Who controls your data

There is a bit of a furore going on over a piece of code being leaked to the web that enables you to crack HD-DVDs. However, one of the blog posts/news articles includes a snippet of information that I am more interested in, because it highlights a big flaw in the strategy for moving your data into the Internet cloud. Snippet from a blog on Wired, documenting a takedown notice from Google to someone using their Google Notebook application (bold highlighting is mine):

… Google has been notified, according to the terms of the Digital Millennium Copyright Act (DMCA), that content in your notebook Google Notebook Entry allegedly infringes upon the copyrights of others. The particular section of your notebook in question is the section covering www.digg.com/users/entangledstate/news/dugg

…. If you do not do this within the next 3 days (by 4/30/07), we will be forced to remove your entire notebook. If we did not do so, we would be subject to aclaim of copyright infringement, regardless of its merits. We can reinstate this content into your blog upon receipt of a counter notification pursuant to sections 512(g)(2) and (3)of the DMCA…

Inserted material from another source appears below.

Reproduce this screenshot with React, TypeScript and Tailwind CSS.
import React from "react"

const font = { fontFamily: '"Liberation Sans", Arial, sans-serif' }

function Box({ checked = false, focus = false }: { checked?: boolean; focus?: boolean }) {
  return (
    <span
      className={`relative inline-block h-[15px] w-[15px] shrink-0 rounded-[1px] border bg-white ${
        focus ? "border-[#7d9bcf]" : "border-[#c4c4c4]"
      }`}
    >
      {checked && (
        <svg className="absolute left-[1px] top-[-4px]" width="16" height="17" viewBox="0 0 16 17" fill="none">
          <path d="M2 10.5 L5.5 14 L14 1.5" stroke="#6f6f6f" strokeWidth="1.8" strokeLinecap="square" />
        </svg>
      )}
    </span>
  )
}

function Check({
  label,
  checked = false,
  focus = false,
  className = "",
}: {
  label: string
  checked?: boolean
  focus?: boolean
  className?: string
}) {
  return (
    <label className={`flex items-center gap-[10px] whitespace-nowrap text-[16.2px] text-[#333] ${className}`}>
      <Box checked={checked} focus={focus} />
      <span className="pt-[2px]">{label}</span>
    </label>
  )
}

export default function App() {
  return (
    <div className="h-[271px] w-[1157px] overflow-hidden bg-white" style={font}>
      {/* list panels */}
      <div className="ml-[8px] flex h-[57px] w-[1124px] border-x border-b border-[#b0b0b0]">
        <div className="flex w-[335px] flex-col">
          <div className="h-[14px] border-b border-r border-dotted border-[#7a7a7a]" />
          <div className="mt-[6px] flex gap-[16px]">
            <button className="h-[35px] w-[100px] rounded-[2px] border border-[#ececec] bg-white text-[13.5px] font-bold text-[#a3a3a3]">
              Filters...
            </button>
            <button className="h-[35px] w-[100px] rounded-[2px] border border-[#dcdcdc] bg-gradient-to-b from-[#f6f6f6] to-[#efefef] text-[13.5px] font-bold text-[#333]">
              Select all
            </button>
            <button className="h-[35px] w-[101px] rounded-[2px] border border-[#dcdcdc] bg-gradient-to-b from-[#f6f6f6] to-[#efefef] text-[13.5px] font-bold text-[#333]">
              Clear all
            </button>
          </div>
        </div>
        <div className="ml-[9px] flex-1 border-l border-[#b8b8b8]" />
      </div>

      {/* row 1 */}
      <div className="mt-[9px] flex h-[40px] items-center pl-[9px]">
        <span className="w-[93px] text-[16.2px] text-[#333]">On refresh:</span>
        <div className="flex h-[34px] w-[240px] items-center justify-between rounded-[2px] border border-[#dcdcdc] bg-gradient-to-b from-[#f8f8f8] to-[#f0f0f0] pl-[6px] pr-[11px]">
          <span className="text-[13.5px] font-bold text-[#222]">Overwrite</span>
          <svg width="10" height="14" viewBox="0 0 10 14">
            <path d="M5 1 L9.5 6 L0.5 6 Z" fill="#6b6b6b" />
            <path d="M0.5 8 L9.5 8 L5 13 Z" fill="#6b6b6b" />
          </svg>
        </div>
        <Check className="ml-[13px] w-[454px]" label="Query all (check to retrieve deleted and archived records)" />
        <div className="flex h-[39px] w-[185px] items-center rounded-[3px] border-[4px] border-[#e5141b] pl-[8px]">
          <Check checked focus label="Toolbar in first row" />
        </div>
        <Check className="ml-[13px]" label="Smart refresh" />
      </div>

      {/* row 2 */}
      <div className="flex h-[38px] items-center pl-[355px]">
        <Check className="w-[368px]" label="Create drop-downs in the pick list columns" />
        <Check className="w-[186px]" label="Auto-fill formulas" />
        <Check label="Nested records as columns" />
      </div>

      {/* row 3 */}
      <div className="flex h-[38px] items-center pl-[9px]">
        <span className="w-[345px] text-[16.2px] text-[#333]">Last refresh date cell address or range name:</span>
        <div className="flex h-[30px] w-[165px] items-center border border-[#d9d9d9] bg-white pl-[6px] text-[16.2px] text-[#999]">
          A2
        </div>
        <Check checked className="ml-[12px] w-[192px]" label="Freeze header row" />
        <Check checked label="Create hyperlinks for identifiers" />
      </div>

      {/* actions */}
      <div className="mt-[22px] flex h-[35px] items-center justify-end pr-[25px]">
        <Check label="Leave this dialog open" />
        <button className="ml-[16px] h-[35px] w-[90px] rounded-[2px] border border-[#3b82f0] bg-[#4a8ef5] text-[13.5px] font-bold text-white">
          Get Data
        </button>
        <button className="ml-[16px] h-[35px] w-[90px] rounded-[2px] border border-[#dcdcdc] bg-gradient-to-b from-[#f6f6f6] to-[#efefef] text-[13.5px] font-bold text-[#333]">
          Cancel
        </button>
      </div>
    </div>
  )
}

Back in March, I wrote a post – Google and Microsoft looking alike – talking about Google’s strategy for getting us to use their online services for storing our data. If they are happy to act as big brother on behalf of people who use the DCMA as an easy form of censorship, will we be comfortable to hand over the keys to our information?

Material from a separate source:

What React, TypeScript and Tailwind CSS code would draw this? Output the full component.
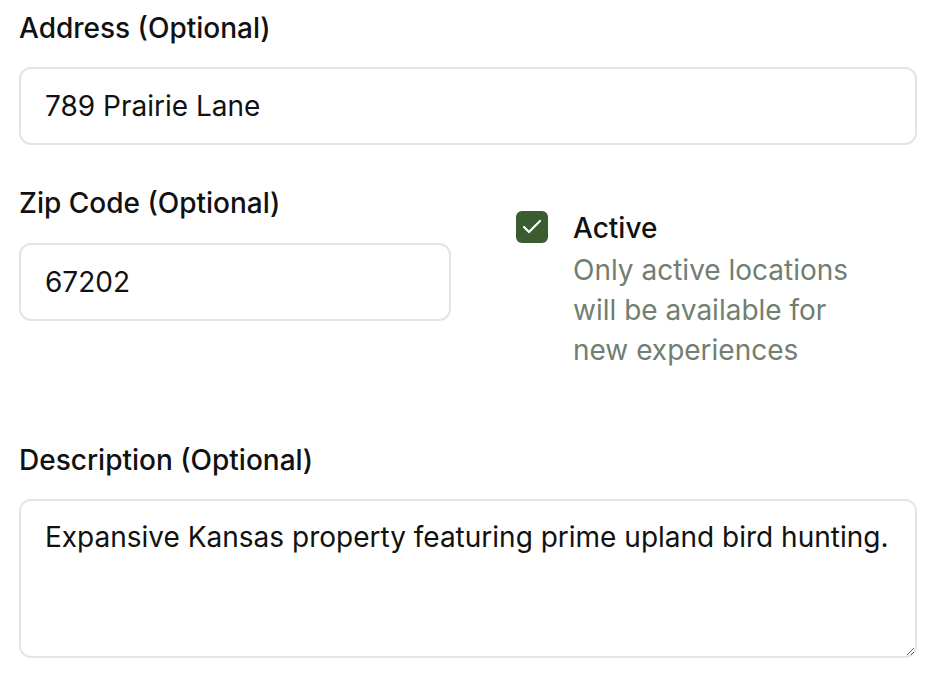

Take a simple scenario. I use Gmail for email. Someone sends me an email containing content that might infringe copyright. Google receives a notification from the copyright owner and issues notices similar to the one above with 3 days to comply. I happen to be on holiday and don’t check my email, so have not even read the allegeded offending email, let alone seen the takedown notice. When I return to work, my entire Gmail account has been deleted. What if I ran my entire business using Google services? Would they all be deleted too? Hmmm…

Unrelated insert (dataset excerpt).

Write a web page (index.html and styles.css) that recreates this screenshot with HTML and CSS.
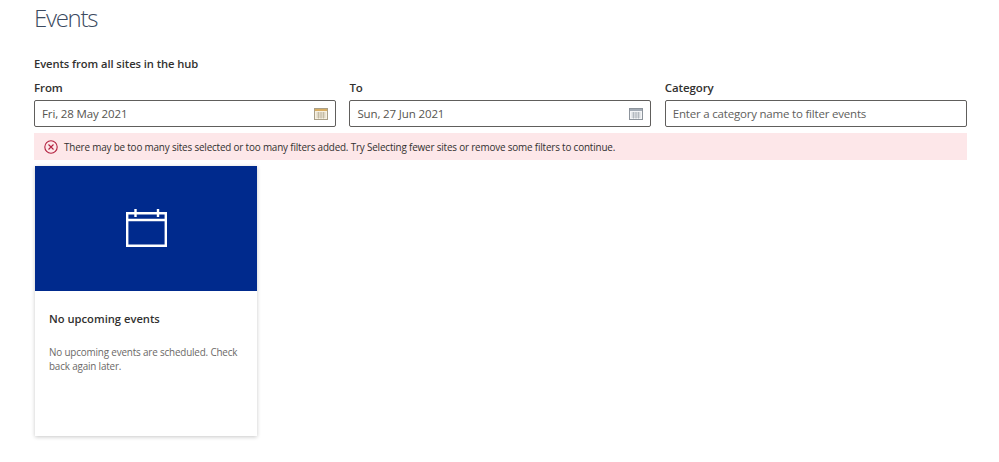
FILE: index.html
```html
<!DOCTYPE html>
<html lang="en">
<head>
<meta charset="utf-8">
<title>Events</title>
<link rel="stylesheet" href="styles.css">
</head>
<body>
<main class="page">
  <h1 class="title">Events</h1>
  <h2 class="subtitle">Events from all sites in the hub</h2>
  <div class="filters">
    <div class="field">
      <label class="label">From</label>
      <div class="input"><span class="value">Fri, 28 May 2021</span>
        <svg class="cal" viewBox="0 0 14 12"><rect x="0.5" y="0.5" width="13" height="11" fill="#f7f1e2" stroke="#a99f88"/><rect x="1" y="1" width="12" height="2" fill="#d8ad62"/><path d="M2.5 5h9M2.5 7h9M2.5 9h9M4.5 4v6.5M7 4v6.5M9.5 4v6.5" stroke="#bdb49c" stroke-width=".8" fill="none"/></svg>
      </div>
    </div>
    <div class="field">
      <label class="label">To</label>
      <div class="input"><span class="value">Sun, 27 Jun 2021</span>
        <svg class="cal" viewBox="0 0 14 12"><rect x="0.5" y="0.5" width="13" height="11" fill="#f4f5f7" stroke="#8d949c"/><rect x="1" y="1" width="12" height="2" fill="#a3abb5"/><path d="M2.5 5h9M2.5 7h9M2.5 9h9M4.5 4v6.5M7 4v6.5M9.5 4v6.5" stroke="#aab0b8" stroke-width=".8" fill="none"/></svg>
      </div>
    </div>
    <div class="field">
      <label class="label">Category</label>
      <div class="input"><span class="placeholder">Enter a category name to filter events</span></div>
    </div>
  </div>
  <div class="message">
    <svg class="err" viewBox="0 0 14 14"><circle cx="7" cy="7" r="6.2" fill="none" stroke="#b3213f" stroke-width="1.1"/><path d="M4.5 4.5l5 5M9.5 4.5l-5 5" stroke="#b3213f" stroke-width="1.1" fill="none"/></svg>
    <span>There may be too many sites selected or too many filters added. Try Selecting fewer sites or remove some filters to continue.</span>
  </div>
  <article class="card">
    <div class="hero">
      <svg class="hero-icon" viewBox="0 0 41 38"><path d="M1.2 4.2h38.6v32.6H1.2zM1.2 11h38.6M9.5 0v8M32 0v8" fill="none" stroke="#fff" stroke-width="2.4"/></svg>
    </div>
    <div class="body">
      <h3 class="card-title">No upcoming events</h3>
      <p class="card-text">No upcoming events are scheduled. Check back again later.</p>
    </div>
  </article>
</main>
</body>
</html>
```
FILE: styles.css
```css
html, body { margin: 0; padding: 0; background: #fff; }
body { font-family: "Open Sans", "Noto Sans", sans-serif; color: #323130; height: 462px; overflow: hidden; }
.page { padding: 0 32px 0 34px; }
.title { margin: 0; font-size: 24px; font-weight: 300; line-height: 36px; color: #3b4a60; letter-spacing: -1.3px; }
.subtitle { margin: 20px 0 0; font-size: 11.2px; font-weight: 600; line-height: 16px; letter-spacing: -0.07px; }
.filters { display: grid; grid-template-columns: repeat(3, 302px); column-gap: 13.4px; margin-top: 8px; }
.field { display: flex; flex-direction: column; }
.label { font-size: 11.5px; font-weight: 600; line-height: 16px; margin-bottom: 4px; letter-spacing: -0.1px; }
.input { display: flex; align-items: center; justify-content: space-between; box-sizing: border-box; height: 27px; border: 1px solid #605e5c; border-radius: 2px; padding: 0 7px; font-size: 11.5px; letter-spacing: -0.2px; }
.value { color: #56544f; letter-spacing: -0.13px; }
.placeholder { color: #605e5c; }
.cal { width: 14px; height: 12px; }
.message { display: flex; align-items: center; gap: 6px; box-sizing: border-box; width: 933px; height: 27px; margin-top: 6px; padding-left: 10px; background: #fde7e9; font-size: 9.9px; letter-spacing: -0.17px; color: #323130; }
.err { width: 14px; height: 14px; flex: none; }
.card { width: 222px; height: 270px; margin: 6px 0 0 1px; background: #fff; box-shadow: 0 1px 4px rgba(0,0,0,.22); }
.hero { height: 125px; background: #002a8d; display: flex; align-items: center; justify-content: center; }
.hero-icon { width: 41px; height: 38px; margin-top: -2px; }
.body { padding: 20px 14px 0; }
.card-title { margin: 0; font-size: 11.2px; font-weight: 600; line-height: 16px; }
.card-text { margin: 19px 0 0; font-size: 9.9px; line-height: 13.5px; color: #6b6967; letter-spacing: -0.17px; }
```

I last blogged about the DMCA in January 2006 – Post and be damned. The NewScientist magazine had published an article examining the use of the DMCA as a form of censorship. One study found that 47% of takedown notices concerned material that would likely have been deemed fair use. However, the DMCA enables content owners to issue takedown notices without having to go to court, placing the onus on the individual to legally challenge them. Targeting the Internet Service Providers (ISPs) has proven effective – they will simply remove the content unless the individual web site owner is prepared to finance a legal challenge to the notice. Picking on Google (and any other player in the web software/services playground) makes it even easier. Google can simply shrug and say ‘we have to do this or else we would be subject to a claim’. But the impact on the individual or organisation targeted is now even bigger. You don’t just lose your web site, you could lose your entire ability to do business if you rely on web-based services…

Security versus Control

Microsoft has a (relatively new and not well known) technology called Rights Management Services (RMS). When used with Office 2003, it provides the ability to apply rights to individual documents and emails, enabling an author to control access and distribution. For example, if you wanted to send out an email containing sensitive data, and did not want any recipient to forward the email on to other people, you click a button and, hey presto, the email is sent with certain features unavailable. Recipients can not forward the email, print it, cut/copy & paste it and if they reply to the email, the original message is removed (they can’t even open it to read the email if they are not on the approved recipients list). Another example: if you have a document containing time-sensitive content, such as a price list, you might want to set an expiry date. Beyond the expiry date, the document can no longer be opened – this could prevent people from accidentally using an out-of-date price sheet when selling products. If you have a document you want to collaborate on with only a limited group of people, you can restrict who has the right to view, edit and print the document.

This ability is sometimes called document security, but that description is wrong and can be misleading. The accurate definition is controlling distribution of content. It’s a subtle but important difference. When a document has rights applied to it using RMS, the rights (lets call them ‘a lock’) live with the document. When someone tries to access the document, they will be challenged – the appropriate certificate (let’s call it a ‘key’) is required before the document can be opened. However, because the rights live with the document, and the document is allowed to travel outside the boundaries of a company’s own IT systems, the potential will always exist for someone, with suitable tools and patience, to crack open the document without a key. It’s just like a safety deposit box. You put items into a safety deposit box (locked) to control who has access to those items (the key holders). However, if you decide to leave the safety deposit box in the park, someone is going to pick it up and, eventually, they will get the box open by fair means or foul. That’s why you store the safety deposit box in a vault. The vault is the security layer. Yes, vaults do occasionally get broken into. But it’s a lot harder to do than taking that safety deposit box home and working on it in your own time, and when it happens, you know it has happened. The big hole in the wall and the people wearing balaclavas are a bit of a give away.

The Rights Management Service is a useful tool when you have a need to control distribution of content. It is not unbreakable – you can’t stop someone using a camera to take a photo of the document whilst it is displayed on their monitor screen – but it is a lot lot better than no restrictions at all when handling sensitive content, and is certainly better than traditional methods, such as sealed and recorded delivery of physical copies of the documents. If you want document security, you need to consider the vault – the store where the document will reside – and you need to consider the implications of allowing the document to be removed from that vault, from a security perspective.